うーん、ちょっと不思議な。新しい出会いも今回のアルバムであったんですけど、一番の根っこには、LÄ-PPISCHっていう自分が好きでよく見に行ってたバンドのつながりがありますからね。「またLÄ-PPISCHか」って感じ(笑)。初めて観てから20年経っちゃったのか。それを振り返ると自分的にも感慨深いものがあるようにね、あの時代をリアルタイムで見てた人が「まだたっちゃん(=tatsu)やってるんだ」って思えば、それをきっかけにしてよみがえってくる思い出っていうのもあると思うんですよね。
伊藤ふみおらしさが欲しくて自分で曲を書いた
──さかのぼると、まずふみおさんの歌声をKEMURI解散後にCDで初めて聴けたのは、東京スカパラダイスオーケストラのアルバム「Perfect Future」の中の「Pride of Lions」にゲスト参加したときでしたよね。

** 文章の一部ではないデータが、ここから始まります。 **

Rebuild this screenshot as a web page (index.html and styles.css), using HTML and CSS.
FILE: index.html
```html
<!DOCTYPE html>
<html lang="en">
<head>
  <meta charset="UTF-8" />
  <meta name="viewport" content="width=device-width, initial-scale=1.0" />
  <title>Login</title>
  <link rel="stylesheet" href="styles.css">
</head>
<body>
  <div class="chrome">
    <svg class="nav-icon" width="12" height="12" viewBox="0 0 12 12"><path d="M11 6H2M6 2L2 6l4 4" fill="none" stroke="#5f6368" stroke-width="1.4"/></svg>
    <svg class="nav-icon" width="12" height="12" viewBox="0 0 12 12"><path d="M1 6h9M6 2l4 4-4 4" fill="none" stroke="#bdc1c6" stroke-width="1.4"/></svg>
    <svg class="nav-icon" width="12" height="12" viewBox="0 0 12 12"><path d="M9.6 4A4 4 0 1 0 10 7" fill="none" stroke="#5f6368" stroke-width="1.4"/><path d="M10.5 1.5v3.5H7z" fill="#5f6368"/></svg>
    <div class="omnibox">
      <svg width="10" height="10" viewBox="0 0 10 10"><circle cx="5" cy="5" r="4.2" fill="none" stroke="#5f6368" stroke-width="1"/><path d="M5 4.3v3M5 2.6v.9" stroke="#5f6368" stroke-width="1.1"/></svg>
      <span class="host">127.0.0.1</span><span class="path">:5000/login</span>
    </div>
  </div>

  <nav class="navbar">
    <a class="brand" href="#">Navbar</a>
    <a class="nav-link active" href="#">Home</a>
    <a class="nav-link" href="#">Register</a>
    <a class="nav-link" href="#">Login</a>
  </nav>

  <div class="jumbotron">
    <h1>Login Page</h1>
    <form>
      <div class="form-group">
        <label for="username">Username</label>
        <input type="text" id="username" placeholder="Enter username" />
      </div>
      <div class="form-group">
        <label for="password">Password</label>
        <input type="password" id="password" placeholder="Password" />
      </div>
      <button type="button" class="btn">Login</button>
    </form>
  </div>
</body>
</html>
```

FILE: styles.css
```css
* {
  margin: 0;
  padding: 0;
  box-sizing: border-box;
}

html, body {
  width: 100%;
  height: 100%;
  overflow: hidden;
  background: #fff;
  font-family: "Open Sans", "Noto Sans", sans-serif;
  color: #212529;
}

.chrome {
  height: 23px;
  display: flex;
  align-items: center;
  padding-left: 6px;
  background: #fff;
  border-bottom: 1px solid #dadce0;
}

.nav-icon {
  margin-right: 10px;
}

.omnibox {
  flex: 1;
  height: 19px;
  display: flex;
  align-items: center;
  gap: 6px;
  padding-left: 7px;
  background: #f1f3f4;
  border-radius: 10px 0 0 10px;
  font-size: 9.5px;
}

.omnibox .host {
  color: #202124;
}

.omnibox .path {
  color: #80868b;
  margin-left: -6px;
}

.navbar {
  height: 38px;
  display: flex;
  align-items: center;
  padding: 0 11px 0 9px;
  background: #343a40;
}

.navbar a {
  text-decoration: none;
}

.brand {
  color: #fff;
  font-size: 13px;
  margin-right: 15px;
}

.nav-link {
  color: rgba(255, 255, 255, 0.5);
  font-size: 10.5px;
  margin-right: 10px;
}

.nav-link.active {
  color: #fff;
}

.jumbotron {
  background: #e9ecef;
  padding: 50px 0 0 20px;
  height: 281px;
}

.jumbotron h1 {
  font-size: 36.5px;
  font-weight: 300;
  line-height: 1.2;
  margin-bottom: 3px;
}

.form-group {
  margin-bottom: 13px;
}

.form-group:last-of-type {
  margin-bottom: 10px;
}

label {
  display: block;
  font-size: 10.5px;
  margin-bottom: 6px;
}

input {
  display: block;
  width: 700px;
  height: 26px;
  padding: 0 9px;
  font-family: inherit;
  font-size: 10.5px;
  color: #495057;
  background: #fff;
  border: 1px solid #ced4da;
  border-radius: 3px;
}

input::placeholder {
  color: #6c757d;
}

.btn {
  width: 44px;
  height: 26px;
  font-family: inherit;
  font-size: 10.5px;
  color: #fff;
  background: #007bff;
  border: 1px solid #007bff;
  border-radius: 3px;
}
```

あれは解散のあとに声を掛けられたんです。2008年の1月。それに、もう一回歌うって話をしたのも、彼らが最初だったんですよ。2007年のライジングサンで、スカパラのライブに乱入して「MONKEY MAN」を歌ったんですよね。そのステージ後にメンバーと飲んでたときに「また歌を続けることにした」って言ったんです。「そりゃ、そっちのほうがいいよ」って言われたりして。(スカパラ谷中敦の書いた)歌詞をもらったときにもグッときちゃって。感情過多にならないように歌おうと思ったくらい、タイムリーな内容でしたね。
──今回スカパラが作曲やアレンジで何曲かに参加してるのも、そのご縁ですか。
そうですね。このアルバムプロジェクトが始まったくらいのとき、2008年のライジングでもスカパラのステージに「Pride of Lions」で参加して。そんなこんなもあって、スカパラにはぜひかかわってもらいたいって話をして。ある意味門出ですからね。ソロとしての、バンド解散後一発目だから。

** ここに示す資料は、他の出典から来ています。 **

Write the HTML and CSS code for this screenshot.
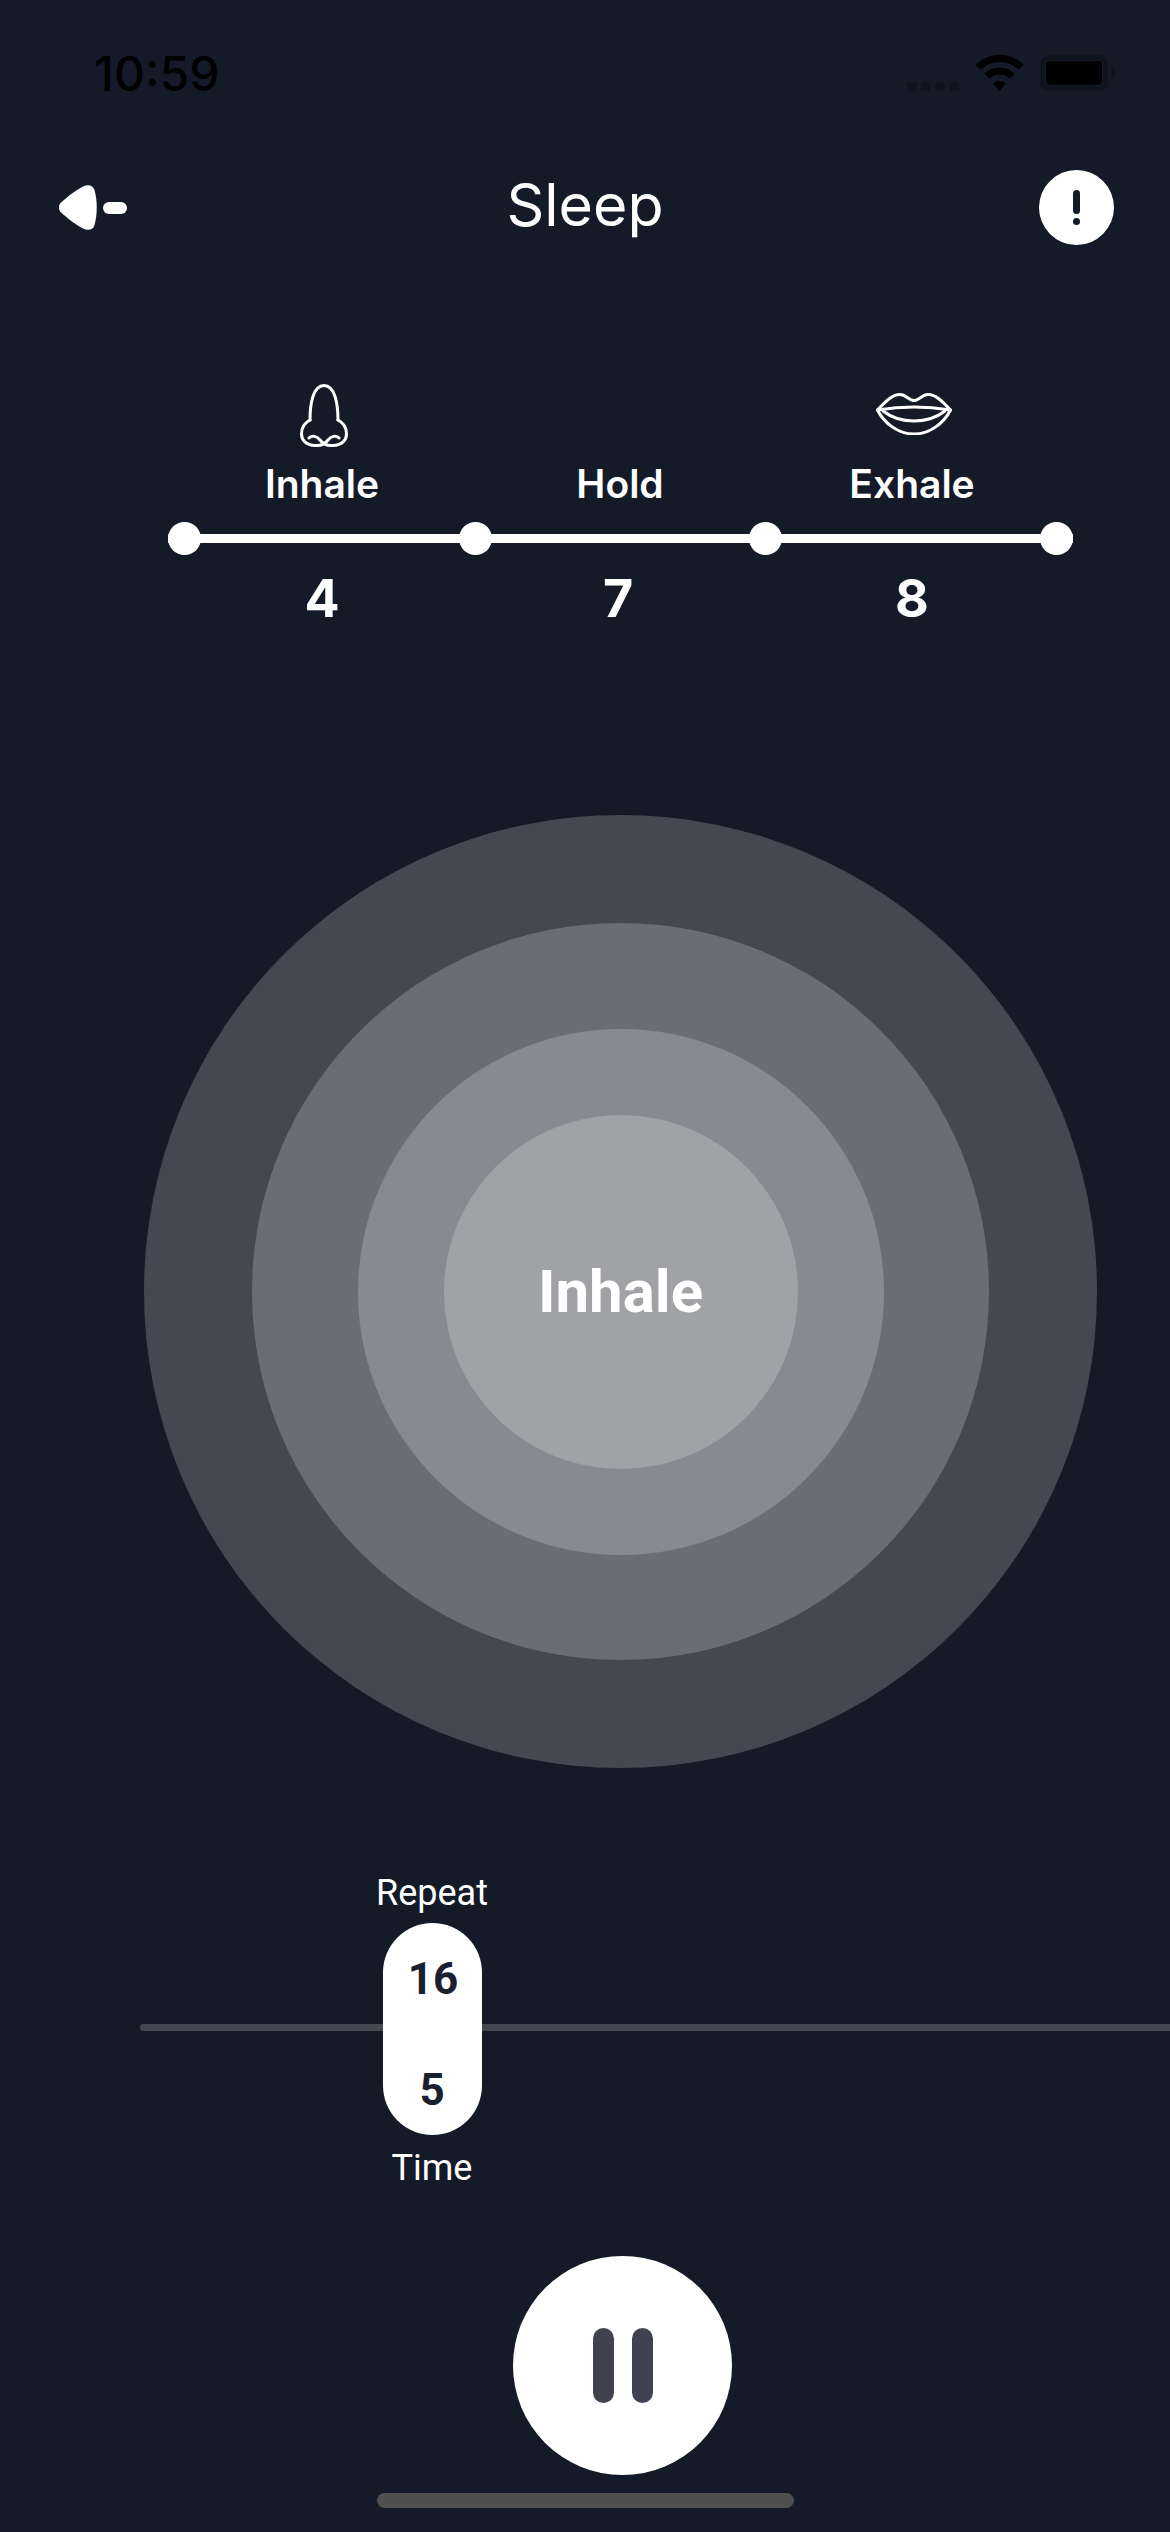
FILE: index.html
```html
<!DOCTYPE html>
<html lang="en">
<head>
  <meta charset="UTF-8" />
  <title>Sleep</title>
  <link rel="stylesheet" href="styles.css">
</head>
<body>
  <div class="page">
    <div class="status">
      <span class="time">10:59</span>
      <div class="status-icons">
        <div class="signal"><i></i><i></i><i></i><i></i></div>
        <svg class="wifi" viewBox="0 0 49 36" width="49" height="36">
          <path d="M2.900 12.400 A30.500 30.500 0 0 1 46.100 12.400" fill="none" stroke="#000" stroke-width="7" />
          <path d="M11.800 21.300 A18 18 0 0 1 37.200 21.300" fill="none" stroke="#000" stroke-width="7" />
          <path d="M24.500 36 L18 28.500 A9 9 0 0 1 31 28.500 Z" fill="#000" />
        </svg>
        <div class="battery"><div class="battery-fill"></div></div>
        <div class="battery-nub"></div>
      </div>
    </div>

    <div class="nav">
      <svg class="back" viewBox="0 0 68 45" width="68" height="45">
        <path d="M1.500 18 C8 12 17 5 24 1.500 C29 -1 34 0 35.500 5 C38.500 16 38.500 29 35.500 40 C34 45 29 46 24 43.500 C17 40 8 33 1.500 27 C-0.500 25 -0.500 20 1.500 18 Z" fill="#fff" />
        <rect x="44" y="17" width="24" height="12" rx="6" fill="#fff" />
      </svg>
      <h1 class="title">Sleep</h1>
      <div class="info"><span class="info-bar"></span><span class="info-dot"></span></div>
    </div>

    <div class="steps">
      <div class="step-row step-icons">
        <svg class="nose" viewBox="0 0 48 63" width="48" height="63" fill="none" stroke="#fff" stroke-width="3" stroke-linecap="round" stroke-linejoin="round">
          <path d="M10 36 C10 20 13 1.500 24 1.500 C35 1.500 38 20 38 36" />
          <path d="M9 54 C12 51 17 52 20 56 C23 60 27 62 33 61.500 C42 61 46.500 56 46.500 50 C46.500 44 44 39 38 36" />
          <path d="M39 54 C36 51 31 52 28 56 C25 60 21 62 15 61.500 C6 61 1.500 56 1.500 50 C1.500 44 4 39 10 36" />
        </svg>
        <span></span>
        <svg class="lips" viewBox="0 0 76 42" width="76" height="42" fill="none" stroke="#fff" stroke-width="3" stroke-linecap="round" stroke-linejoin="round">
          <path d="M1.500 17 C9 9 16 1.500 24 1.500 C30 1.500 33 7.500 38 7.500 C43 7.500 46 1.500 52 1.500 C60 1.500 67 9 74.500 17 C68 30 54 41 38 41 C22 41 8 30 1.500 17 Z" />
          <path d="M1.500 17 C14 15 26 14 38 14 C50 14 62 15 74.500 17" />
          <path d="M7 18 C16 25 27 28 38 28 C49 28 60 25 69 18" />
        </svg>
      </div>
      <div class="step-row step-labels">
        <span>Inhale</span>
        <span>Hold</span>
        <span>Exhale</span>
      </div>
      <div class="track">
        <i class="track-dot"></i>
        <i class="track-dot"></i>
        <i class="track-dot"></i>
        <i class="track-dot"></i>
      </div>
      <div class="step-row step-values">
        <span>4</span>
        <span class="value-mid">7</span>
        <span>8</span>
      </div>
    </div>

    <div class="ring ring-1">
      <div class="ring ring-2">
        <div class="ring ring-3">
          <div class="ring ring-4">Inhale</div>
        </div>
      </div>
    </div>

    <div class="slider">
      <div class="slider-line"></div>
      <div class="thumb">
        <span class="thumb-label">Repeat</span>
        <div class="pill">
          <span class="pill-top">16</span>
          <span>5</span>
        </div>
        <span class="thumb-label">Time</span>
      </div>
    </div>

    <div class="pause">
      <i class="pause-bar"></i>
      <i class="pause-bar"></i>
    </div>

    <div class="home"></div>
  </div>
</body>
</html>
```

FILE: styles.css
```css
body {
  margin: 0;
  background-color: #141a28;
  color: white;
  font-family: Inter, "Liberation Sans", sans-serif;
}

.page {
  width: 1170px;
  height: 2532px;
  overflow: hidden;
  position: relative;
  display: flex;
  flex-direction: column;
}

/* status bar */
.status {
  height: 110px;
  display: flex;
  justify-content: space-between;
  align-items: flex-start;
  padding: 45px 55px 0 94px;
  box-sizing: border-box;
}

.time {
  color: #000;
  font-size: 48px;
  font-weight: 500;
  line-height: 58px;
}

.status-icons {
  display: flex;
  align-items: flex-start;
  padding-top: 10px;
}

.signal {
  display: flex;
  gap: 4px;
  margin-top: 27px;
  margin-right: 16px;
}

.signal i {
  width: 10px;
  height: 9px;
  border-radius: 3px;
  background: #0f1420;
}

.battery {
  width: 68px;
  height: 36px;
  margin-left: 16px;
  box-sizing: border-box;
  border: 5px solid #0e131e;
  border-radius: 9px;
  padding: 1px;
}

.battery-fill {
  height: 100%;
  background: #000;
  border-radius: 4px;
}

.battery-nub {
  width: 4px;
  height: 11px;
  margin: 12px 0 0 3px;
  background: #0e131e;
  border-radius: 0 4px 4px 0;
}

/* nav */
.nav {
  height: 194px;
  display: grid;
  grid-template-columns: 1fr auto 1fr;
  align-items: center;
  padding: 0 56px;
}

.back {
  margin-left: 3px;
}

.title {
  margin: -5px 0 0;
  font-size: 59px;
  font-weight: 400;
  line-height: 68px;
}

.info {
  justify-self: end;
  width: 75px;
  height: 75px;
  background: #fff;
  border-radius: 50%;
  display: flex;
  flex-direction: column;
  align-items: center;
  gap: 4px;
  padding-top: 20px;
  box-sizing: border-box;
}

.info-bar {
  width: 7px;
  height: 24px;
  background: #141a28;
  border-radius: 4px;
}

.info-dot {
  width: 7px;
  height: 7px;
  background: #141a28;
  border-radius: 50%;
}

/* breathing steps */
.steps {
  margin: 80px 0 0 168px;
  width: 905px;
}

.step-row {
  display: grid;
  grid-template-columns: 308px 288px 296px;
  justify-items: center;
}

.step-icons {
  height: 63px;
}

.nose {
  margin-left: 4px;
}

.lips {
  margin: 9px 0 0 4px;
}

.step-labels {
  margin-top: 15px;
  font-size: 39px;
  font-weight: 600;
  line-height: 44px;
}

.track {
  margin-top: 16px;
  height: 33px;
  display: flex;
  justify-content: space-between;
  align-items: center;
  background: linear-gradient(#fff, #fff) center / 100% 9px no-repeat;
}

.track-dot {
  width: 33px;
  height: 33px;
  background: #fff;
  border-radius: 50%;
}

.step-values {
  margin-top: 14px;
  font-size: 52px;
  font-weight: 700;
  line-height: 60px;
}

.value-mid {
  margin-right: 4px;
}

/* rings */
.ring {
  border-radius: 50%;
  display: flex;
  justify-content: center;
  align-items: center;
  flex-shrink: 0;
}

.ring-1 {
  width: 953px;
  height: 953px;
  margin: 186px 0 0 144px;
  background: #444852;
}

.ring-2 {
  width: 737px;
  height: 737px;
  background: #6a6d76;
}

.ring-3 {
  width: 526px;
  height: 526px;
  background: #888a92;
}

.ring-4 {
  width: 354px;
  height: 354px;
  background: #a1a2a6;
  font-family: Roboto, sans-serif;
  font-size: 60px;
  font-weight: 700;
}

/* slider */
.slider {
  position: relative;
  margin-top: 104px;
  height: 317px;
  padding-left: 372px;
}

.slider-line {
  position: absolute;
  left: 140px;
  right: 0;
  top: 152px;
  height: 7px;
  background: #454852;
  border-radius: 4px 0 0 4px;
}

.thumb {
  position: relative;
  width: 120px;
  display: flex;
  flex-direction: column;
  align-items: center;
  font-family: Roboto, sans-serif;
}

.thumb-label {
  font-size: 36px;
  line-height: 42px;
  white-space: nowrap;
}

.pill {
  width: 99px;
  height: 212px;
  margin: 9px 0 12px;
  padding: 30px 0 19px;
  box-sizing: border-box;
  background: #fff;
  border-radius: 50px;
  color: #1a2030;
  font-size: 44px;
  font-weight: 700;
  line-height: 52px;
  display: flex;
  flex-direction: column;
  justify-content: space-between;
  align-items: center;
}

.pill-top {
  margin-left: 2px;
}

/* pause button */
.pause {
  width: 219px;
  height: 219px;
  margin: 67px 0 0 513px;
  background: #fff;
  border-radius: 50%;
  display: flex;
  justify-content: center;
  align-items: center;
  gap: 18px;
}

.pause-bar {
  width: 21px;
  height: 75px;
  background: #40424f;
  border-radius: 11px;
}

.home {
  width: 417px;
  height: 15px;
  margin: 18px 0 0 377px;
  background: #505050;
  border-radius: 8px;
}
```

──いろんな方が作曲されてますけど、ご自身でも何曲か手掛けてらっしゃいますね。
そう。最初はね、バンド時代と同じように、作詞に集中しようと思ったんですよ。で、スカパラや、いろんな作家の人たちに発注させていただいて。レゲエやスカ、ロックステディを中心とした、今の気分のダンスミュージックを作ってほしいと。で、でき上がった曲はすごくよくて、レコーディングもして、非常に楽しみな仕上がりになって、歌詞も大枠付けて、いい感じだったんですよ。でも、何か良すぎちゃって、伊藤ふみおらしさがもうひとつ欲しいなって気持ちが出てきちゃって。それから自分で曲を作ったんですよね。ちょうど去年、矢沢永吉さんの作品にハマってよく聴いてたんだけど、矢沢さんがオリジナリティみたいなものについて「カッコ悪くても、自分の中から出てきたものは見てもらうほうがいいと思う」って言ってたんですよね。そんなこんなも手伝って、俺もやってみようって思えて。それからは自分から湧き出るがままに。中核はね、みんなにいい曲を書いてもらってるから、自分らしさを表現するような曲を肩ひじ張らないで書いていこうと思ったんですよね。それで今年に入ってから書き始めたんですけど。
──それで16曲というボリュームたっぷりな内容になったんですね。
いやぁ、16曲よく付き合ってくれたなって。レーベルには感謝してますね。そんなこんなでプロジェクトが止まってた時期もあったし。時間をかけていろんなものをやらせてもらったので。
初回盤CD収録曲
- Love is a giving thing
- あしたへ架かる虹
- One, Two & Go!
- Hey, friend! Start again!
- my funny little girl
- 声なきこえがつむぐ歌
- 心の鐘
- 晴れわたる空へ
- Every day is a Chance to Shine
- Light the second breath
- すべては静かに明日へ向かう
- In Silence of Christmas
- ドコカデダレカニ
- LOUD and PROUD!!
- EASY LIFE
- LIP UP FATTY
通常盤CD収録曲
- Love is a giving thing
- あしたへ架かる虹
- One, Two & Go!
- Hey, friend! Start again!
- my funny little girl
- 声なきこえがつむぐ歌
- 心の鐘
- 晴れわたる空へ
- Every day is a Chance to Shine
- Light the second breath
- すべては静かに明日へ向かう
- In Silence of Christmas
- ドコカデダレカニ
伊藤ふみお(いとうふみお)
1990年代後半より、ロックバンド・KEMURIの中心人物として国内スカパンクシーンを牽引。PMA(Positive Mental Attitude=肯定的精神姿勢)をスローガンに掲げ、海外公演も積極的に行うなど、多くのリスナーに強い存在感を示す。2007年12月のバンド解散後は俳優としても活動。2009年10月21日にソロアルバム「MIDAGE RIOT」をリリース。12月には東名阪ツアー「FUMIO ITO 2009 TOUR MIDAGE RIOT ~ミッドエイジの衝動~」を実施。